(Problem requirements): Quote word for word the lines below, beginning with the first and ending with the one that has "import React from". Drop the pictures.

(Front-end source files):

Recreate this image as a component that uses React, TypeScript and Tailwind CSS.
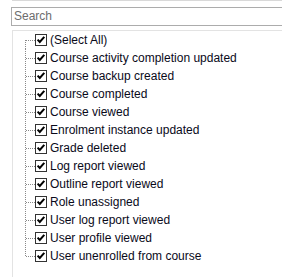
const items = [
  "(Select All)",
  "Course activity completion updated",
  "Course backup created",
  "Course completed",
  "Course viewed",
  "Enrolment instance updated",
  "Grade deleted",
  "Log report viewed",
  "Outline report viewed",
  "Role unassigned",
  "User log report viewed",
  "User profile viewed",
  "User unenrolled from course",
];

function Connector({ first, last }: { first: boolean; last: boolean }) {
  // dotted tree lines: vertical at x=12.5, horizontal to the checkbox
  return (
    <svg width="22" height="18" className="shrink-0" shapeRendering="crispEdges">
      <line
        x1="12.5"
        x2="12.5"
        y1={first ? 9 : 0}
        y2={last ? 10 : 18}
        stroke="#8a8a8a"
        strokeWidth="1"
        strokeDasharray="1 1"
      />
      <line x1="13" x2="22" y1="9.5" y2="9.5" stroke="#8a8a8a" strokeWidth="1" strokeDasharray="1 1" />
    </svg>
  );
}

function CheckBox() {
  return (
    <svg width="12" height="12" viewBox="0 0 12 12" className="shrink-0">
      <rect x="0.5" y="0.5" width="11" height="11" fill="#fff" stroke="#333" />
      <path d="M2.6 5.6 L4.8 8 L9.3 2.9" fill="none" stroke="#000" strokeWidth="2" />
    </svg>
  );
}

export default function App() {
  return (
    <div className="w-[282px] h-[277px] bg-white overflow-hidden font-['Liberation_Sans',Arial,sans-serif]">
      <div className="ml-[12px] h-[2px] border-t border-[#d9d9d9]" />
      <div className="mt-[5px] ml-[11px] w-[300px] h-[19px] border border-[#acacac] pl-[2px] text-[12px] leading-[17px] text-[#6d6d6d]">
        Search
      </div>
      <div className="mt-[4px] ml-[12px] w-[300px] h-[260px] border-l border-t border-[#e3e3e3]">
        {items.map((label, i) => (
          <div key={label} className="flex items-center h-[18px]">
            <Connector first={i === 0} last={i === items.length - 1} />
            <CheckBox />
            <span className="ml-[3px] text-[12px] leading-[18px] text-[#0a0a1a] whitespace-nowrap">{label}</span>
          </div>
        ))}
      </div>
    </div>
  );
}
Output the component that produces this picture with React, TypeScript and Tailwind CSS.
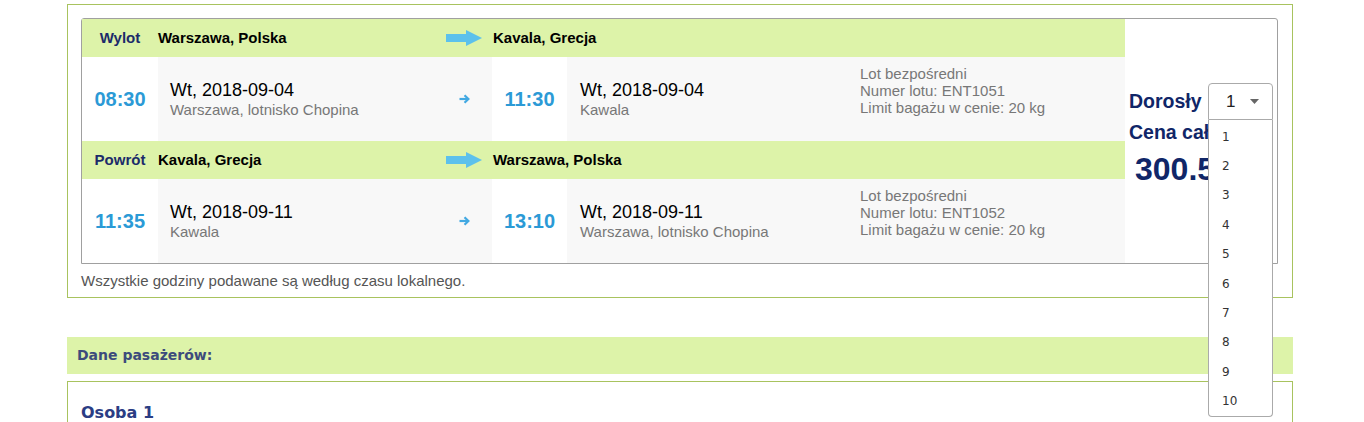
import React from "react";

const BigArrow = () => (
  <svg width="36" height="16" viewBox="0 0 36 16" className="block">
    <path d="M0 4 H20 V0 L36 8 L20 16 V12 H0 Z" fill="#5cc1ec" />
  </svg>
);

const SmallArrow = () => (
  <svg width="11" height="10" viewBox="0 0 11 10" className="block">
    <path d="M0.5 5 H9" stroke="#43a9e2" strokeWidth="2.2" fill="none" />
    <path d="M5.5 1.2 L9.4 5 L5.5 8.8" stroke="#43a9e2" strokeWidth="2.2" fill="none" />
  </svg>
);

type Leg = {
  label: string;
  from: string;
  to: string;
  depTime: string;
  depDate: string;
  depAirport: string;
  arrTime: string;
  arrDate: string;
  arrAirport: string;
  flight: string;
};

const legs: Leg[] = [
  {
    label: "Wylot",
    from: "Warszawa, Polska",
    to: "Kavala, Grecja",
    depTime: "08:30",
    depDate: "Wt, 2018-09-04",
    depAirport: "Warszawa, lotnisko Chopina",
    arrTime: "11:30",
    arrDate: "Wt, 2018-09-04",
    arrAirport: "Kawala",
    flight: "ENT1051",
  },
  {
    label: "Powrót",
    from: "Kavala, Grecja",
    to: "Warszawa, Polska",
    depTime: "11:35",
    depDate: "Wt, 2018-09-11",
    depAirport: "Kawala",
    arrTime: "13:10",
    arrDate: "Wt, 2018-09-11",
    arrAirport: "Warszawa, lotnisko Chopina",
    flight: "ENT1052",
  },
];

function LegBlock({ leg }: { leg: Leg }) {
  return (
    <div className="flex flex-col">
      <div className="flex h-[38px] items-center bg-[#ddf3a9]">
        <div className="w-[76px] text-center text-[15px] font-bold text-[#1b2b6a]">{leg.label}</div>
        <div className="flex w-[334px] items-center justify-between pr-[10px]">
          <span className="text-[15px] font-bold text-black">{leg.from}</span>
          <BigArrow />
        </div>
        <div className="pl-[1px] text-[15px] font-bold text-black">{leg.to}</div>
      </div>
      <div className="flex h-[84px]">
        <div className="flex w-[76px] items-center justify-center bg-white text-[20px] font-bold text-[#2b9ad6]">
          {leg.depTime}
        </div>
        <div className="flex w-[334px] items-center justify-between bg-[#f8f8f8] pl-[12px] pr-[22px]">
          <div className="flex flex-col">
            <span className="text-[18px] leading-[22px] text-black">{leg.depDate}</span>
            <span className="text-[15px] leading-[18px] text-[#777]">{leg.depAirport}</span>
          </div>
          <SmallArrow />
        </div>
        <div className="flex w-[75px] items-center justify-center bg-white text-[20px] font-bold text-[#2b9ad6]">
          {leg.arrTime}
        </div>
        <div className="flex flex-1 bg-[#f8f8f8]">
          <div className="flex w-[281px] flex-col justify-center pl-[13px]">
            <span className="text-[18px] leading-[22px] text-black">{leg.arrDate}</span>
            <span className="text-[15px] leading-[18px] text-[#777]">{leg.arrAirport}</span>
          </div>
          <div className="flex flex-col pl-[12px] pt-[8px] text-[15px] leading-[17px] text-[#777]">
            <span>Lot bezpośredni</span>
            <span>Numer lotu: {leg.flight}</span>
            <span>Limit bagażu w cenie: 20 kg</span>
          </div>
        </div>
      </div>
    </div>
  );
}

export default function App() {
  const options = [1, 2, 3, 4, 5, 6, 7, 8, 9, 10];
  return (
    <div className="min-h-[422px] bg-white pt-[4px] font-['Liberation_Sans',Arial,sans-serif]">
      <div className="ml-[67px] w-[1226px]">
        <div className="border border-[#a8c35e] pb-[8px] pl-[13px] pr-[14px] pt-[13px]">
          <div className="flex rounded-t-[3px] border border-[#a0a0a0] bg-white">
            <div className="flex w-[1043px] flex-col">
              {legs.map((l) => (
                <LegBlock key={l.label} leg={l} />
              ))}
            </div>
            <div className="relative w-[152px] pl-[4px] pt-[64px]">
              <div className="flex items-center">
                <span className="w-[79px] text-[19.5px] font-bold text-[#102668]">Dorosły</span>
                <div className="relative z-10 w-[65px]">
                  <div className="flex h-[37px] items-center justify-between rounded-t-[4px] border border-[#aaaaaa] bg-white pl-[17px] pr-[13px]">
                    <span className="text-[17px] text-[#222]">1</span>
                    <svg width="9" height="5" viewBox="0 0 9 5" className="block">
                      <path d="M0 0 H9 L4.5 5 Z" fill="#666" />
                    </svg>
                  </div>
                  <div className="absolute left-0 top-full w-[65px] rounded-b-[4px] border border-t-0 border-[#aaaaaa] bg-white pt-[2px]">
                    {options.map((o) => (
                      <div
                        key={o}
                        className="flex h-[29.4px] items-center pl-[13px] font-['DejaVu_Sans',Verdana,sans-serif] text-[12px] text-[#333]"
                      >
                        {o}
                      </div>
                    ))}
                  </div>
                </div>
              </div>
              <div className="w-[143px] overflow-hidden whitespace-nowrap">
                <div className="text-[19.5px] font-bold leading-[24px] text-[#102668]">Cena całkowita:</div>
                <div className="pl-[6px] pt-[4px] text-[32px] font-bold leading-[42px] text-[#102668]">
                  300.50 zł
                </div>
              </div>
            </div>
          </div>
          <div className="pt-[8px] text-[15px] leading-[17px] text-[#555]">
            Wszystkie godziny podawane są według czasu lokalnego.
          </div>
        </div>

        <div className="mt-[39px] flex h-[37px] items-center bg-[#ddf3a9] pl-[10px] font-['DejaVu_Sans',Verdana,sans-serif] text-[14px] font-bold text-[#3c4b7c]">
          Dane pasażerów:
        </div>

        <div className="mt-[7px] h-[120px] border border-[#a8c35e] pl-[13px] pt-[19px]">
          <div className="font-['DejaVu_Sans',Verdana,sans-serif] text-[16px] font-bold text-[#2b3d84]">Osoba 1</div>
        </div>
      </div>
    </div>
  );
}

(Task output):
Recreate this image as a component that uses React, TypeScript and Tailwind CSS.
const items = [
  "(Select All)",
  "Course activity completion updated",
  "Course backup created",
  "Course completed",
  "Course viewed",
  "Enrolment instance updated",
  "Grade deleted",
  "Log report viewed",
  "Outline report viewed",
  "Role unassigned",
  "User log report viewed",
  "User profile viewed",
  "User unenrolled from course",
];

function Connector({ first, last }: { first: boolean; last: boolean }) {
  // dotted tree lines: vertical at x=12.5, horizontal to the checkbox
  return (
    <svg width="22" height="18" className="shrink-0" shapeRendering="crispEdges">
      <line
        x1="12.5"
        x2="12.5"
        y1={first ? 9 : 0}
        y2={last ? 10 : 18}
        stroke="#8a8a8a"
        strokeWidth="1"
        strokeDasharray="1 1"
      />
      <line x1="13" x2="22" y1="9.5" y2="9.5" stroke="#8a8a8a" strokeWidth="1" strokeDasharray="1 1" />
    </svg>
  );
}

function CheckBox() {
  return (
    <svg width="12" height="12" viewBox="0 0 12 12" className="shrink-0">
      <rect x="0.5" y="0.5" width="11" height="11" fill="#fff" stroke="#333" />
      <path d="M2.6 5.6 L4.8 8 L9.3 2.9" fill="none" stroke="#000" strokeWidth="2" />
    </svg>
  );
}

export default function App() {
  return (
    <div className="w-[282px] h-[277px] bg-white overflow-hidden font-['Liberation_Sans',Arial,sans-serif]">
      <div className="ml-[12px] h-[2px] border-t border-[#d9d9d9]" />
      <div className="mt-[5px] ml-[11px] w-[300px] h-[19px] border border-[#acacac] pl-[2px] text-[12px] leading-[17px] text-[#6d6d6d]">
        Search
      </div>
      <div className="mt-[4px] ml-[12px] w-[300px] h-[260px] border-l border-t border-[#e3e3e3]">
        {items.map((label, i) => (
          <div key={label} className="flex items-center h-[18px]">
            <Connector first={i === 0} last={i === items.length - 1} />
            <CheckBox />
            <span className="ml-[3px] text-[12px] leading-[18px] text-[#0a0a1a] whitespace-nowrap">{label}</span>
          </div>
        ))}
      </div>
    </div>
  );
}
Output the component that produces this picture with React, TypeScript and Tailwind CSS.
import React from "react";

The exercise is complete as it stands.